March 7, 2021
Christ Church Gardiner
From our earliest days, we have been given rules and told to follow them. Rules for living together in our homes. Rules for how we treat our friends. Rules for how we act in school. Rules for driving. Rules for the workplace. Even rules for church, right?
Rules are important, and they do help us to live better together. That’s why so much of kindergarten is just learning the rules of how to play well with your friends. And rules usually need consequences to make them effective. In kindergarten, if you remember, that consequence was often having your name written on the board, or for my kids, it was having your clip moved—a truly devastating punishment to a five year old.
We have a great family story about my little sister, kindergarten, and consequences. She was the baby of our family by ten years, which is probably the reason why from a very young age, she had a fair amount of sass—what you New Englanders might call cheekiness. Just a few weeks into her kindergarten career, she came home to report that her name had been written on the board for talking out of turn. My stepmother hoping to instill a little remorse in her responded, “Well Emily, aren’t you embarrassed that your friends saw your name written on the board?” To which my sister replied, “No…they can’t read yet.”
That was not a consequence that brought Emily much shame or remorse, and I am pretty sure, knowing my sister, that it wasn’t the last time her name was written on the board for talking.
Rules and consequences are a part of life and this past year has brought many more rules to our lives. Wear a mask. Stay at least six feet apart. Don’t spend time indoors with people outside your bubble. Wash your hands for at least 30 seconds. And while rules can feel constraining, we know that good ones can save lives. Those are the rules that ask us to be responsible to our neighbors and to understand the connections between our behaviors and what happens to the community.
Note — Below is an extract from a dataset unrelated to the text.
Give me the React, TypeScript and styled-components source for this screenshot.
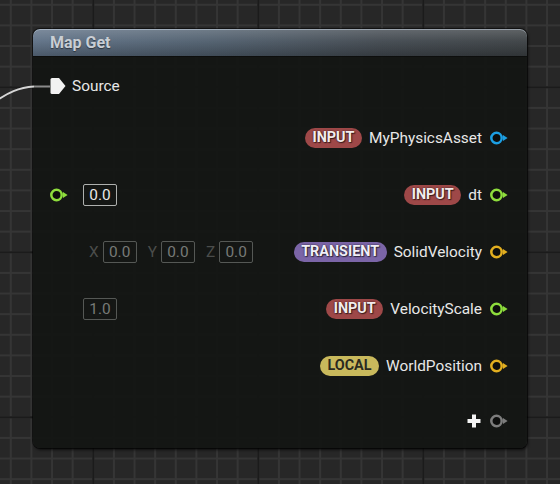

Today we heard from Exodus, the most famous set of rules in our Judeo-Christian tradition. These words from God, what we call the ten commandments are often touted as the guide to living a moral life. But we miss their full meaning if we don’t understand that they are more than rules. They are evidence of the transformative and revolutionary relationship between God and Israel that is spoken into being with these words. A relationship of covenant and promise.
In these commandments, God is teaching Israel how to live into the relationship that began when God first called Abraham and Sarah to be a blessing, to go forth and multiply a people that would be God’s very own. Because of that relationship, God freed the Israelites from the Pharaoh. So the commandments begin with a declaration of freedom. “I am the Lord your God, who brought you out of the land of Egypt, out of the house of slavery.”
But it is not enough to have been freed. The work of freedom is an ongoing struggle. God knows that the Israelites fight for liberation did not cease when the they crossed the Red Sea and the Pharaoh’s chariots were washed away. Liberation from “Pharaoh” will be a constant struggle.
Have you ever wondered why Pharaoh isn’t named in the Bible? We’re never told which particular pharaoh of Egypt, finally allowed the people of Israel to leave. Pharaoh isn’t named because the liberation of Israel is not about a particular man oppressing them…but about oppression itself. Pharaohs, or instruments of oppression, will continue to show up in their lives.
These commandments handed down through Moses are God’s guide for how to stay liberated from those oppressions. God begins, in the first three commandments, by talking about the human-God relationship and why that matters. Liberation will be elusive as long as we are putting other gods before the God. And liberation is impossible as long as we make idols and worship them. These other gods and idols might be money, power, youth and beauty, nationalism, white supremacy, and anything else that we humans find ourselves giving allegiance to. They have the power to enslave us. True liberation is only possible when we make our allegiance to God above all of those things.
The fourth commandment, when God asks us to keep the sabbath day holy, is a reminder that there is a rhythm of work and rest and worship in creation and that the rest and worship are as important as the work. Otherwise, we are enslaved to the work. It becomes just another oppression.
The rest of the commandments are about our relationships with one another. We can’t worship God and be in a liberating relationship with God if we live in a way that is oppresses our neighbors. And so we are instructed to honor and care for those who came before us. To value life. To value fidelity. To value honesty. To live a life of contentment that doesn’t covet what others have.
In these commandments, God is giving Israel a new vision of what their lives can be like if love of God and love of neighbor are their guiding principles. At Mount Sinai, it is Moses that leads them toward this vision, to the promised land.
Many years later, Jesus will be telling this same story. He will warn his followers about the dangers of being enslaved to money, power, race, class, and even the Law. Jesus will command his followers to be faithful to God and neighbor, just as the Israelites heard at Mt. Sinai. He will offer his followers a new vision, and he will call that new vision the kingdom of God.
During the season of Lent, there’s a tradition of giving things up. There’s nothing wrong with giving up sweets or alcohol or chips or anything else, but we should also be thinking about the idols we need to give up. Lent can be a time of prayerfully thinking about those things that have power over us. Those things that we put before God and neighbor. Because the more we can give those things up and more fully live into our covenant with God, the closer we will be to the vision of Moses and Jesus, closer to the kingdom of God. Amen.